RIO DE JANEIRO, RJ (FOLHAPRESS) - Lá se vão 35 anos de carreira e mais de 30 produções na televisão e Elisa Lucinda, 64, ainda se vê desafiada a cada início de trajetória de uma nova personagem. Em 'Vai na Fé', ela vive Marlene, a matriarca de uma família evangélica da qual a protagonista Sol [Sheron Menezzes] faz parte. A candomblecista não só tem aprendido louvores mas, principalmente, chamando a atenção para o respeito e a tolerância religiosas.
Em conversa com a Folha de S.Paulo, Elisa também fala sobre o protagonismo negro pela segunda vez consecutiva no horário das 19h na Globo e lembra que por muitos anos tentou, em vão, ser escalada para o papel de uma 'mocinha' nas novelas: "Não por falta de talento ou por 'boniteza'. O problema foi mesmo racial."
Ela também falou sobre sua relação com Regina Duarte, de quem foi muito amiga. Por causa de divergências políticas, não se falam mais e chegaram a bater boca nas redes sociais. Elisa diz não aceitar que a ex-companheira de trabalho defenda o bolsonarismo. "Foi uma decepção e uma grande dor vê-la a favor de um cara que dissolveu o Ministério da Cultura, que odeia gays, que acha que artista é bandido. Realmente, ela entrou em um caminho muito doido. Não sei nem te dizer."
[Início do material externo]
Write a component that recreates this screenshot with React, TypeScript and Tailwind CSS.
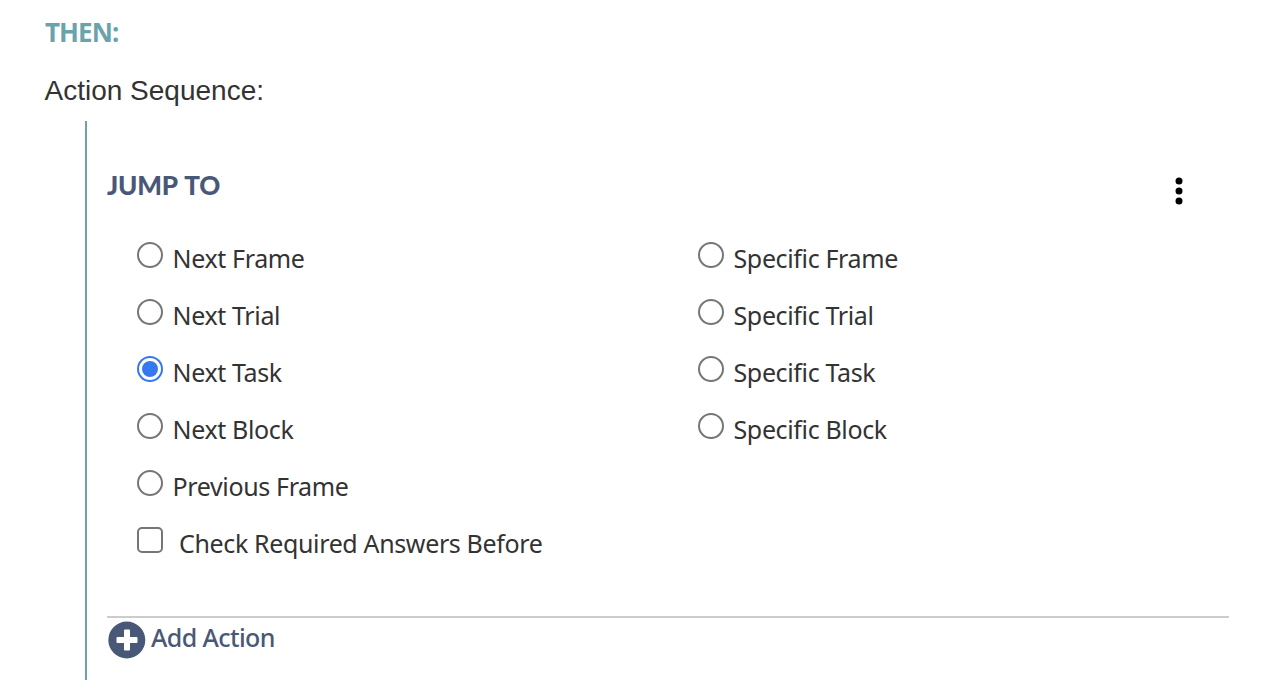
import React, { useState } from 'react';

const nextTargets = ['Next Frame', 'Next Trial', 'Next Task', 'Next Block', 'Previous Frame'];
const specificTargets = ['Specific Frame', 'Specific Trial', 'Specific Task', 'Specific Block'];

type TargetProps = {
  label: string;
  checked: boolean;
  onSelect: (label: string) => void;
};

function TargetOption({ label, checked, onSelect }: TargetProps) {
  return (
    <label className="flex h-[57px] items-center">
      <input type="radio" name="target" className="sr-only" checked={checked} onChange={() => onSelect(label)} />
      <span
        className={`mb-[7px] flex size-[26px] shrink-0 items-center justify-center rounded-full border-2 ${
          checked ? 'border-[#3578f0]' : 'border-[#767676]'
        }`}
      >
        {checked && <span className="size-4 rounded-full bg-[#3578f0]" />}
      </span>
      <span className="ml-[9.500px] whitespace-nowrap">{label}</span>
    </label>
  );
}

function App() {
  const [target, setTarget] = useState('Next Task');
  const [checkAnswers, setCheckAnswers] = useState(false);

  return (
    <main className="h-[694px] bg-white pl-11 pt-4 font-['Noto_Sans',sans-serif] text-[25px] tracking-[-0.36px] text-[#333333]">
      <h2 className="pl-px text-[26px] leading-8 font-bold tracking-[-0.9px] text-[#6ba3ad]">THEN:</h2>
      <p className="mt-[27px] pl-[0.5px] font-['Liberation_Sans',sans-serif] text-[28px] leading-8 tracking-normal">
        Action Sequence:
      </p>

      <section className="mt-[14px] ml-[41px] h-[559px] w-[1144px] border-l-2 border-[#6ba3ad] pl-5">
        <div className="flex h-[109px] justify-between pt-12">
          <h3 className="font-['Lato',sans-serif] text-[26px] leading-8 font-black tracking-[-0.2px] [word-spacing:2px] text-[#4a5878]">
            JUMP TO
          </h3>
          <button type="button" aria-label="Action menu" className="mt-2 mr-[46px] h-7 w-2">
            <svg viewBox="0 0 8 28" className="h-7 w-2">
              <circle cx="4" cy="4" r="3.5" />
              <circle cx="4" cy="14" r="3.5" />
              <circle cx="4" cy="24" r="3.5" />
            </svg>
          </button>
        </div>

        <div className="grid h-[285px] grid-cols-[561px_1fr] pl-[30px]">
          <div>
            {nextTargets.map((label) => (
              <TargetOption key={label} label={label} checked={target === label} onSelect={setTarget} />
            ))}
          </div>
          <div>
            {specificTargets.map((label) => (
              <TargetOption key={label} label={label} checked={target === label} onSelect={setTarget} />
            ))}
          </div>
        </div>

        <label className="ml-[30px] flex h-[57px] items-center">
          <input
            type="checkbox"
            className="sr-only"
            checked={checkAnswers}
            onChange={() => setCheckAnswers((prev) => !prev)}
          />
          <span
            className={`mb-[7px] size-[26px] shrink-0 rounded-[5px] border-2 border-[#767676] ${
              checkAnswers ? 'bg-[#3578f0]' : ''
            }`}
          />
          <span className="ml-4 whitespace-nowrap">Check Required Answers Before</span>
        </label>

        <div className="mt-11 border-t-2 border-[#cccccc] pt-1">
          <button type="button" className="flex items-start font-medium tracking-[-0.6px] text-[#4a5878]">
            <svg viewBox="0 0 40 38" className="h-[38px] w-10 overflow-visible">
              <circle cx="19.8" cy="18" r="18.5" fill="currentColor" />
              <path
                d="M18 7.500h4a1 1 0 0 1 1 1V15h6.500a1 1 0 0 1 1 1v4a1 1 0 0 1-1 1H23v6.500a1 1 0 0 1-1 1h-4a1 1 0 0 1-1-1V21h-6.500a1 1 0 0 1-1-1v-4a1 1 0 0 1 1-1H17V8.500a1 1 0 0 1 1-1z"
                fill="#fff"
              />
            </svg>
            <span className="ml-1 leading-[30px]">Add Action</span>
          </button>
        </div>
      </section>
    </main>
  );
}

export default App;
PERGUNTA - Sua personagem em 'Vai na Fé' é evangélica, e você é candomblecista. Há alguma dificuldade maior neste papel?
ELISA LUCINDA - Estou amando a Marlene, que não é uma evangélica radical. O amor dela está no Evangelho, está na família e no próximo. Ela pode até achar que o trabalho da Sol, dançando funk, não seja uma coisa de Deus, mas ela vai apoiar a filha. O amor passa por cima do moralismo e do preconceito. Interpretar essa personagem é um exercício de respeito e tolerância às outras fés.
P. - Você se inspirou em alguém?
EL - Me inspirei em algumas pessoas que conheço, uma delas é a Ilca, mulher de um pastor, e também na mãe da minha assistente. Eles são modernos, petistas e evangélicos. São pessoas muito amorosas e acolhedores. Eu quis também fugir da evangélica caricata e aí, neste caso, me inspirei nas minhas tias. Eram pobres, muito bem vestidas e atentas à sua aparência e com muita dignidade.
P. - O que a Marlene trouxe para você?
EL - Estou aprendendo louvores com amor. Marlene é uma personagem interessantíssima e passa uma mensagem de tolerância religiosa. Espero que o Brasil aprenda não só com a Marlene, mas com todo aquele núcleo, a não tratar pessoas de religiões de matrizes africanas com tanto desprezo. Geralmente, o audiovisual é cruel nos estereótipos com os umbandistas e candomblecistas porque mostram os pais e as mães de santo de forma caricata e isso é desrespeitoso.
Vai na Fé' é a segunda novela seguida das 19h cuja protagonista é negra. O núcleo tem uma trama forte... (interrompendo)
P. - Sim... É um avanço. Demorou?
EL - Demorou, mas avançamos. Tivemos grandes atores negros que passaram a vida na teledramaturgia servindo café, abrindo portas e dizendo 'sim, senhor' ou 'pois não, senhora'. Tiveram artistas que morreram sem ter um papel que eu tenho hoje na minha idade. É duro. Mas temos um avanço precioso que precisa ser comemorado. Quando eu comecei a trabalhar na TV, nova, eu não pude ser mocinha. Não por falta de talento ou por 'boniteza'. O problema foi mesmo racial.
P. - Te incomoda falar da Regina Duarte? Vocês estão brigadas por conta das questões políticas?
EL - Nós éramos muito amigas. Frequentei muito a casa dela em São Paulo e todas as vezes que podíamos nós nos encontrávamos. Uma parte minha a ama e outra parte está em luto. Foi uma grande professora de televisão e uma parceira incrível. Foi uma decepção, uma grande dor vê-la a favor de um cara que dissolveu o Minc (Ministério da Cultura), que odeia gays, que acha que artista é bandido. Realmente, ela entrou em um caminho muito doido. Não sei nem te dizer.